Alas, what can one write when the food at the restaurant under review is dreadful? Frankly, I wouldn't review it. Apparently, Mr. Sifton does not have the luxury of throwing up and moving on, so review he must. What else to do when you've spent over, perhaps, a thousand bucks of the boss's money on multiple visits and full tables. While he gave Torrisi two out of four stars, Sifton gives Kenmare none, but has fun doing so.

"The dining room is pretty enough, dark and cool, with white marble tables and a vaguely Mediterranean feel enhanced by big sprays of flowers. It is crowded nightly, first with dinner parties that seem pulled from rejected “Sex and the City” scripts and then with a late, late, late show of models and people with incredible collections of music and sneakers and phone numbers, accompanied by the people who went to college with them who now work on Wall Street.

"But the food is inconsequential....

"...a bread-crumb-crusted asparagus gratin with endive and fontina that tasted like a woody version of macaroni and cheese; and a weirdly tasteless Midwestern-style broccoli-beer soup with cheese and bacon croutons. It is difficult to imagine denizens of any precinct of New York’s night-life world eating these...The entrees continued the trend of mediocrity, time after time. A Milanese-style veal cutlet, essentially a breaded and fried laptop case, was served with lemon, arugula, ricotta salata and a garish, oily salsa verde....
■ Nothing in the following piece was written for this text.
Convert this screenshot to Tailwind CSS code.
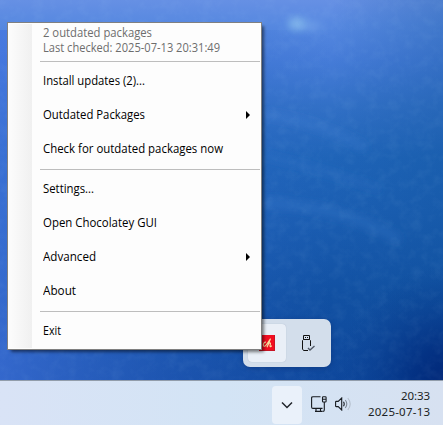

"Not that many people are actually eating, though. There are enough pretty young things and the people who chase them at Kenmare to recall Bret Easton Ellis novels, Scissor Sisters songs and the whole first season of HBO’s “How to Make it in America.” The incessant rumbling of the nearby Lexington Avenue subway vibrates up into a table-hoppy, air-kissing, haven’t-seen-you-since-Quogue bubble of nighttime excitement. No one pays attention to dinner."

Sam Sifton's writing is a lot of fun, but with so many good restaurants that probably won't be reviewed in the NYT, it's not right to give up space and the readers' time to losers. I promise not to do so, that's for sure.


--Torrisi Italian Specialties

Wednesday, July 7, 2010

Austin: Uchiko, Tacodeli, No Name Coffee

In the six months I've been in Asia, hip, upscale, ultra-modern restaurants and coffee shops have spring up around town, many in rehabed strip centers. Reminds me of Bangkok. For lunch today I went to Tacodeli, on North Lamar across from Central Market, whose name sounds like old-shoe Austin (you saw "Slackers,"right?), but its extensive menu is anything but. I had The Jesse Special, migas in a corn tortilla with Monterrey jack cheese and fresh sliced avocado. It came with spicy salsa dona. Shannon, my daughter, ordered an Otto, refried black bdans, bacon, advocado, and cheese on a whole wheat tortilla.. Everything was super fresh. For drinks, we had Budda's Brew, a local fermented tea that supposedly is good for you. It probably is, because it tasted pretty awful. In spite of that, Austin Chronicle said Tacodeli is the best place in town for a taco lunch, and Texas Monthly listed it as "Best of Austin." Shannon said I should come back for dinner and try the Cowboy Taco, beef tenderloin, carmalized onions, roasted peppers, and queso fresco. This place isn't your mother's Taco Deli, that's for sure.

Next door at the No Name Coffee (it has a name, but I've forgotten it), I had wonderful, regular Americano. This industrial modern room is so hip that the barrister gave me a choice of three kinds of espresso for my Americano, kinds of coffee I never heard of. "Surprise me," I said. For desert, I had the best coconut macaroon puff ball ever. This place was so upscale that the deserts in the fancy case had no prices. I guess they figured if I had to ask the price, I couldn't afford it. Unlike Tacodeli, the noise level here was quite high, with the shrieks of modern moms bouncing around the room's rock solid surfaces.

Then it was time to check out Uchi's new, Northern outpost. (Same strip, next to Floyd's Barber Shop.) Uchi is a nationally known japanese contemporary sushi restaurant run by executive chef Tyson Cole that is so cutting edge its web site contains pages on its philosophy as well as biographies of its principals. Zagat gave its "brillant creations" 28 out of 30 points, and it has been reviewed in Bon Apetit and Saveur. Uchi downtown has an old Austin deco feel, housed in a converted residence, but Uchiko was disigned from the ground up, has a fine art, japanese modern feel, and bills itself as "japanese farmhouse dinning," with a reworked Uchi menu, its outer walls visually closed from the shops and trafic around it. I'll have to give it a try before leaving town again.